D. I am bifurcating my style and paying much more attention to my health. The bifurcation will be of a rich traditional wardrobe around the cues of Johnston & Murphy and of a very rugged wardrobe around the cues of REI and Eddie Bauer. I'm ditching the Hollywood Suit and all attempts to be slick. I will be doing calesthenics, period.
E. Spiritually, nothing changes but the following recent recognition. I have no real desire at all to attend worship services and I resent the discipline. I think it presumes that I forget God and my ethics during the week and need to be drilled. So at the moment, the very idea in me of any attempt to be religiously observant feels hypocritical. To whom would I actually be making my prayers heard? I'm afraid my piety will be expressed in other ways, some dependent on my emergent Latin skills.
In all of this Boyd is never far from me. I want to reduce my needs to zero. I want to feel strangely alien in shopping situations - like John Brown in London, but not financially inept. I love the idea of reading that which is free from Project Gutenberg, but I have also discovered the joy of listening to audiobooks and Bloomberg during every free moment. I love the idea of being very much in touch with all that is free - and yet vital. There are millions spending millions to bite off the intellectual property chase, attention markets.

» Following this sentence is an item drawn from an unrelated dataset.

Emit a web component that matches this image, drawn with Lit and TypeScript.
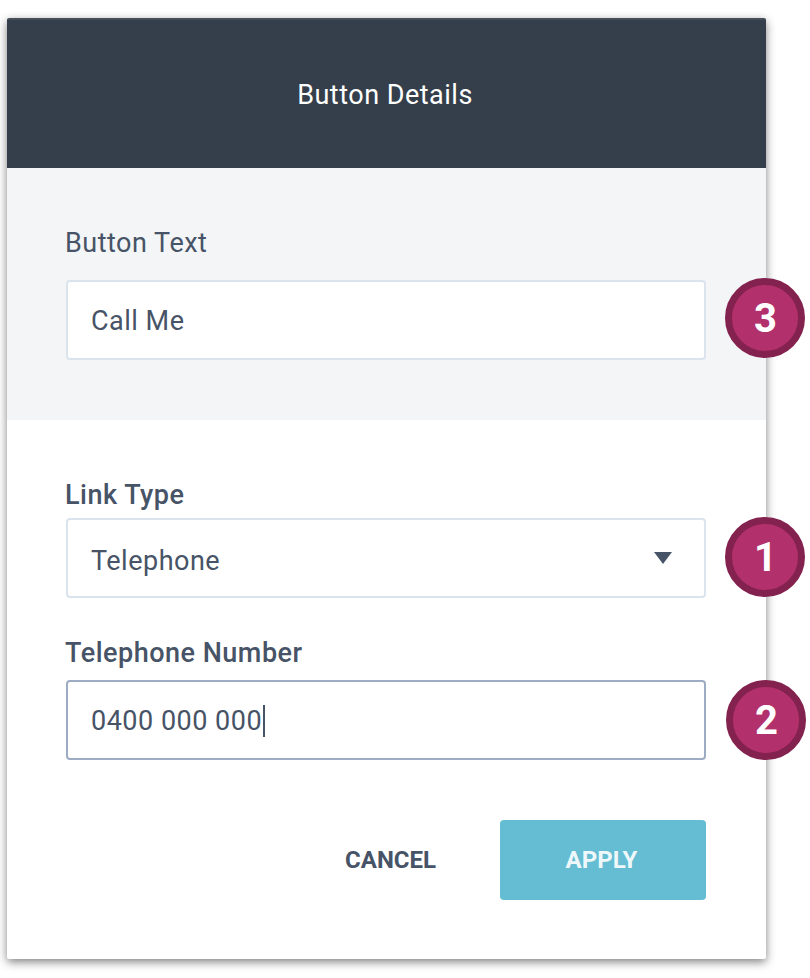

I'm not going there. I'm getting the free, open source.. well, we'll see. T50 continues.
Politically, I'm where I was and trust my instincts. I'm beginning to care less and less that I'm able to explain what that means to anyone. It's not my job. The Organic Conservative is me, and I'm not even particularly anxious to find out if it's Jeffersonian or after which model it follows. It's just what I'm doing these days, and it feels good. It feels right.